What does ‘Space as a Service’ mean for the future of real estate?
By Ralph Mitchison, HLB Global Real Estate & Construction Industry Leader
From its early introduction in the early 2000’s by San Francisco software engineers, co-working spaces has become very attractive to freelancers and start-ups. Fast forward to 2019, and WeWork, one of the market leaders, is now London and New York’s largest office occupier. While start-ups and freelancers may remain its core markets, there is an ever increasing interest from larger multinationals looking to establish small presences in new geographical regions, and seeking the same benefits as the freelancers – reducing the initial (very large) capital outlay or the length of a commitment. As time passes, the office-based businesses down the middle will follow the same trends.
This is in part driven by constant technological advances and the ever changing demands of the incoming workforce. More businesses are following the lead of tech companies in an effort to provide their staff with a wider range of amenities in the office in an effort to reduce staff turnover and increase productivity. Businesses need less storage, big blocks of computers are replaced with docking stations for laptops, and improvements in remote working allows staff to work away from the office as easily as in.
This flexibility is attractive to both growing businesses that don’t know what their headcount and space requirements will be year on year. Furthermore these arrangements take the burden of facilities management away from the occupiers, allowing to concentrate on its own growth.
As a result the more traditional real estate companies, who typically used to collect rent and thus had a reasonably simple business model are now competing with IT-savvy Uber-like app-based service providers. The flexibility of booking and the short-term commitments mean that occupiers are free to leave quickly if dissatisfied or outgrown the space – the contract terms typically range from three months to two years, but ultimately are negotiable even further.
This appetite shows in the market growth predictions – for example, according to JLL, the flexible working spaces are set to grow up to 30% annually for the next five years across Europe.

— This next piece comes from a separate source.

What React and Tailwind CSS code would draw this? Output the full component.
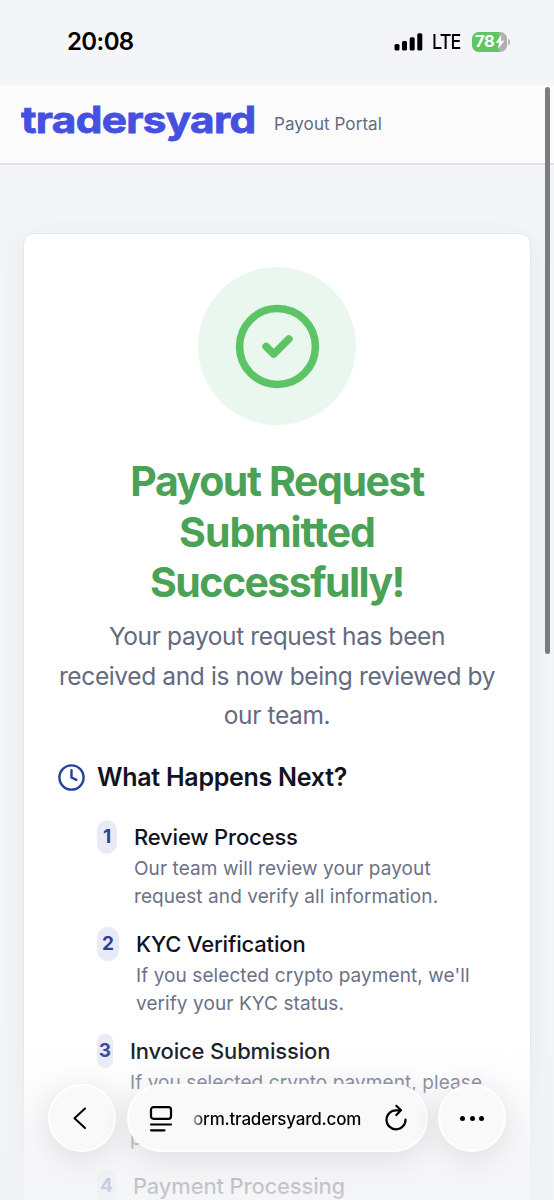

That is not to say that real estate companies are dead – the quality that WeWork and similar businesses demonstrate is the clever use of space. WeWork is able to lease a significant amount of square footage, maximise the space and provide attractive amenities, and the brand recognition puts it on the top of the list when searched for by customers. The key for real estate companies is to adapt to this changing demand, and look for different smarter uses of their owned properties.